Exercise description
Write out the full listing exactly as given, minus the images.

Data shown
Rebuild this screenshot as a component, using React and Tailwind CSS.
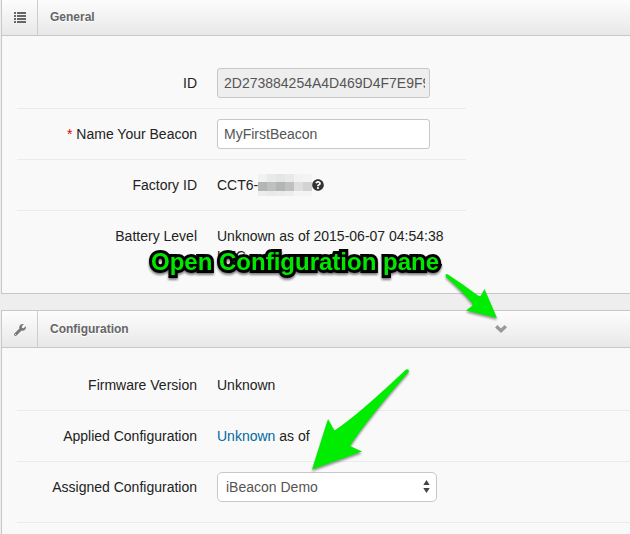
import React from 'react';
import { FaQuestionCircle, FaWrench } from 'react-icons/fa';

const ListIcon = () => (
    <svg viewBox="0 0 12 11" className="h-[11px] w-3" fill="#666" aria-hidden="true">
        {[0, 3, 6, 9].map((y) => (
            <g key={y}>
                <rect x="0" y={y} width="2" height="2" />
                <rect x="3" y={y} width="9" height="2" />
            </g>
        ))}
    </svg>
);

const ChevronIcon = () => (
    <svg viewBox="0 0 12 8" className="h-2 w-3" fill="none" stroke="#999" strokeWidth="3.4" aria-hidden="true">
        <path d="M1.2 1.3 6 5.7 10.8 1.3" />
    </svg>
);

const Panel = ({ icon, title, action, className = '', children }) => (
    <section className={`border-l border-[#c8c8c8] bg-[#f9f9f9] ${className}`}>
        <header className="flex h-[37px] items-stretch border-b border-[#c8c8c8] bg-linear-to-b from-[#fdfdfd] to-[#e8e8e8]">
            <div className="flex w-9 items-center justify-center border-r border-[#cdcdcd] pt-px">{icon}</div>
            <h2 className="flex-1 pl-3 text-xs leading-9 font-bold text-[#666] [text-shadow:0_1px_0_#fff]">{title}</h2>
            {action}
        </header>
        {children}
    </section>
);

const Row = ({ label, htmlFor, required, className = 'border-b', children }) => (
    <div className={`flex gap-5 border-[#ebebeb] py-[10px] ${className}`}>
        <label htmlFor={htmlFor} className="w-[180px] shrink-0 text-right leading-[30px]">
            {required && <span className="text-[#e00000]">* </span>}
            {label}
        </label>
        <div className="flex-1">{children}</div>
    </div>
);

const mosaic = [
    ['#f1f1f1', '#e9e9e9', '#e4e6e5', '#e9e9e9', '#f2f2f2', '#f4f4f4'],
    ['#b5b5b5', '#bcc0be', '#b4b4b4', '#c0c0c0', '#dedede', '#d2d2d2'],
    ['#ededed', '#e8eae9', '#ebebeb', '#ededed', '#f4f4f4', '#f4f4f4'],
];

const Mosaic = () => (
    <svg viewBox="0 0 54 22" className="h-[22px] w-[54px]" shapeRendering="crispEdges" aria-hidden="true">
        {mosaic.map((line, r) =>
            line.map((fill, c) => (
                <rect key={`${r}-${c}`} x={c * 9} y={[0, 8, 17][r]} width="9" height={[8, 9, 5][r]} fill={fill} />
            ))
        )}
    </svg>
);

const App = () => (
    <main className="relative flex min-h-screen flex-col overflow-hidden bg-[#eee] pl-px font-['Liberation_Sans',Arial,sans-serif] text-sm text-[#222]">
        <Panel icon={<ListIcon />} title="General" className="-mt-px border-b">
            <div className="max-w-[464px] pt-[22px] pb-[17px] pl-[15px]">
                <Row label="ID" htmlFor="beacon-id">
                    <input
                        id="beacon-id"
                        readOnly
                        defaultValue="2D273884254A4D469D4F7E9F9"
                        className="block h-[30px] w-[213px] rounded-[3px] border border-[#c8c8c8] bg-[#eee] pr-1 pl-[6px] text-[#555]"
                    />
                </Row>
                <Row label="Name Your Beacon" htmlFor="beacon-name" required>
                    <input
                        id="beacon-name"
                        defaultValue="MyFirstBeacon"
                        className="block h-[30px] w-[213px] rounded-[3px] border border-[#c8c8c8] bg-white pr-1 pl-[6px] text-[#555]"
                    />
                </Row>
                <Row label="Factory ID">
                    <div className="flex h-[30px] items-center">
                        CCT6-
                        <Mosaic />
                        <FaQuestionCircle className="size-3 text-[#333]" />
                    </div>
                </Row>
                <Row label="Battery Level" className="">
                    <p className="pt-[5px] leading-5">Unknown as of 2015-06-07 04:54:38 UTC</p>
                </Row>
            </div>
        </Panel>

        <Panel
            icon={<FaWrench className="size-3 text-[#777]" />}
            title="Configuration"
            className="mt-4 grow border-t"
            action={
                <button aria-label="Toggle configuration" className="mr-[123px]">
                    <ChevronIcon />
                </button>
            }
        >
            <div className="pt-3 pl-[15px]">
                <Row label="Firmware Version">
                    <p className="leading-[30px]">Unknown</p>
                </Row>
                <Row label="Applied Configuration">
                    <p className="leading-[30px]">
                        <a href="#unknown" className="text-[#0069a0]">Unknown</a> as of
                    </p>
                </Row>
                <Row label="Assigned Configuration" htmlFor="assigned">
                    <div className="relative mb-[10px] w-[220px]">
                        <select
                            id="assigned"
                            className="block h-[30px] w-full appearance-none rounded-[5px] border border-[#c8c8c8] bg-white pl-2 text-[#555]"
                        >
                            <option>iBeacon Demo</option>
                        </select>
                        <svg viewBox="0 0 7 13" className="pointer-events-none absolute top-2 right-[7px] h-[13px] w-[7px]" fill="#444" aria-hidden="true">
                            <path d="M0.3 5 3.5 0 6.7 5ZM0.3 8h6.4L3.5 13Z" />
                        </svg>
                    </div>
                </Row>
            </div>
        </Panel>

        {/* callouts drawn over the form */}
        <p className="absolute top-[246px] left-[151px] text-2xl leading-8 font-bold whitespace-nowrap text-[#00e800] [-webkit-text-stroke:6px_#000] [paint-order:stroke_fill] [stroke-linejoin:round] drop-shadow-[0_2px_1px_rgba(0,0,0,0.5)]">
            Open Configuration pane
        </p>
        <svg
            viewBox="0 0 630 534"
            className="pointer-events-none absolute top-0 left-0 h-[534px] w-[630px] drop-shadow-[0_2px_1px_rgba(0,0,0,0.4)]"
            fill="#00ec00"
            aria-hidden="true"
        >
            <path d="M445.5 275Q446 273.5 448 274.5Q464 285 478 295.5Q480 296.5 481 295.5L484.5 289 497 318 466 310.5 472 306Q473 305 472 303Q462 291 446 277Z" />
            <path d="M406 369.5Q409 368.5 409 371.5Q366 421 350 446L362 451.5 312 469.5 328 419 334.5 430.5Q358 415 406 369.5Z" />
        </svg>
    </main>
);

export default App;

Written solution
Rebuild this screenshot as a component, using React and Tailwind CSS.
import React from 'react';
import { FaQuestionCircle, FaWrench } from 'react-icons/fa';

const ListIcon = () => (
    <svg viewBox="0 0 12 11" className="h-[11px] w-3" fill="#666" aria-hidden="true">
        {[0, 3, 6, 9].map((y) => (
            <g key={y}>
                <rect x="0" y={y} width="2" height="2" />
                <rect x="3" y={y} width="9" height="2" />
            </g>
        ))}
    </svg>
);

const ChevronIcon = () => (
    <svg viewBox="0 0 12 8" className="h-2 w-3" fill="none" stroke="#999" strokeWidth="3.4" aria-hidden="true">
        <path d="M1.2 1.3 6 5.7 10.8 1.3" />
    </svg>
);

const Panel = ({ icon, title, action, className = '', children }) => (
    <section className={`border-l border-[#c8c8c8] bg-[#f9f9f9] ${className}`}>
        <header className="flex h-[37px] items-stretch border-b border-[#c8c8c8] bg-linear-to-b from-[#fdfdfd] to-[#e8e8e8]">
            <div className="flex w-9 items-center justify-center border-r border-[#cdcdcd] pt-px">{icon}</div>
            <h2 className="flex-1 pl-3 text-xs leading-9 font-bold text-[#666] [text-shadow:0_1px_0_#fff]">{title}</h2>
            {action}
        </header>
        {children}
    </section>
);

const Row = ({ label, htmlFor, required, className = 'border-b', children }) => (
    <div className={`flex gap-5 border-[#ebebeb] py-[10px] ${className}`}>
        <label htmlFor={htmlFor} className="w-[180px] shrink-0 text-right leading-[30px]">
            {required && <span className="text-[#e00000]">* </span>}
            {label}
        </label>
        <div className="flex-1">{children}</div>
    </div>
);

const mosaic = [
    ['#f1f1f1', '#e9e9e9', '#e4e6e5', '#e9e9e9', '#f2f2f2', '#f4f4f4'],
    ['#b5b5b5', '#bcc0be', '#b4b4b4', '#c0c0c0', '#dedede', '#d2d2d2'],
    ['#ededed', '#e8eae9', '#ebebeb', '#ededed', '#f4f4f4', '#f4f4f4'],
];

const Mosaic = () => (
    <svg viewBox="0 0 54 22" className="h-[22px] w-[54px]" shapeRendering="crispEdges" aria-hidden="true">
        {mosaic.map((line, r) =>
            line.map((fill, c) => (
                <rect key={`${r}-${c}`} x={c * 9} y={[0, 8, 17][r]} width="9" height={[8, 9, 5][r]} fill={fill} />
            ))
        )}
    </svg>
);

const App = () => (
    <main className="relative flex min-h-screen flex-col overflow-hidden bg-[#eee] pl-px font-['Liberation_Sans',Arial,sans-serif] text-sm text-[#222]">
        <Panel icon={<ListIcon />} title="General" className="-mt-px border-b">
            <div className="max-w-[464px] pt-[22px] pb-[17px] pl-[15px]">
                <Row label="ID" htmlFor="beacon-id">
                    <input
                        id="beacon-id"
                        readOnly
                        defaultValue="2D273884254A4D469D4F7E9F9"
                        className="block h-[30px] w-[213px] rounded-[3px] border border-[#c8c8c8] bg-[#eee] pr-1 pl-[6px] text-[#555]"
                    />
                </Row>
                <Row label="Name Your Beacon" htmlFor="beacon-name" required>
                    <input
                        id="beacon-name"
                        defaultValue="MyFirstBeacon"
                        className="block h-[30px] w-[213px] rounded-[3px] border border-[#c8c8c8] bg-white pr-1 pl-[6px] text-[#555]"
                    />
                </Row>
                <Row label="Factory ID">
                    <div className="flex h-[30px] items-center">
                        CCT6-
                        <Mosaic />
                        <FaQuestionCircle className="size-3 text-[#333]" />
                    </div>
                </Row>
                <Row label="Battery Level" className="">
                    <p className="pt-[5px] leading-5">Unknown as of 2015-06-07 04:54:38 UTC</p>
                </Row>
            </div>
        </Panel>

        <Panel
            icon={<FaWrench className="size-3 text-[#777]" />}
            title="Configuration"
            className="mt-4 grow border-t"
            action={
                <button aria-label="Toggle configuration" className="mr-[123px]">
                    <ChevronIcon />
                </button>
            }
        >
            <div className="pt-3 pl-[15px]">
                <Row label="Firmware Version">
                    <p className="leading-[30px]">Unknown</p>
                </Row>
                <Row label="Applied Configuration">
                    <p className="leading-[30px]">
                        <a href="#unknown" className="text-[#0069a0]">Unknown</a> as of
                    </p>
                </Row>
                <Row label="Assigned Configuration" htmlFor="assigned">
                    <div className="relative mb-[10px] w-[220px]">
                        <select
                            id="assigned"
                            className="block h-[30px] w-full appearance-none rounded-[5px] border border-[#c8c8c8] bg-white pl-2 text-[#555]"
                        >
                            <option>iBeacon Demo</option>
                        </select>
                        <svg viewBox="0 0 7 13" className="pointer-events-none absolute top-2 right-[7px] h-[13px] w-[7px]" fill="#444" aria-hidden="true">
                            <path d="M0.3 5 3.5 0 6.7 5ZM0.3 8h6.4L3.5 13Z" />
                        </svg>
                    </div>
                </Row>
            </div>
        </Panel>

        {/* callouts drawn over the form */}
        <p className="absolute top-[246px] left-[151px] text-2xl leading-8 font-bold whitespace-nowrap text-[#00e800] [-webkit-text-stroke:6px_#000] [paint-order:stroke_fill] [stroke-linejoin:round] drop-shadow-[0_2px_1px_rgba(0,0,0,0.5)]">
            Open Configuration pane
        </p>
        <svg
            viewBox="0 0 630 534"
            className="pointer-events-none absolute top-0 left-0 h-[534px] w-[630px] drop-shadow-[0_2px_1px_rgba(0,0,0,0.4)]"
            fill="#00ec00"
            aria-hidden="true"
        >
            <path d="M445.5 275Q446 273.5 448 274.5Q464 285 478 295.5Q480 296.5 481 295.5L484.5 289 497 318 466 310.5 472 306Q473 305 472 303Q462 291 446 277Z" />
            <path d="M406 369.5Q409 368.5 409 371.5Q366 421 350 446L362 451.5 312 469.5 328 419 334.5 430.5Q358 415 406 369.5Z" />
        </svg>
    </main>
);

export default App;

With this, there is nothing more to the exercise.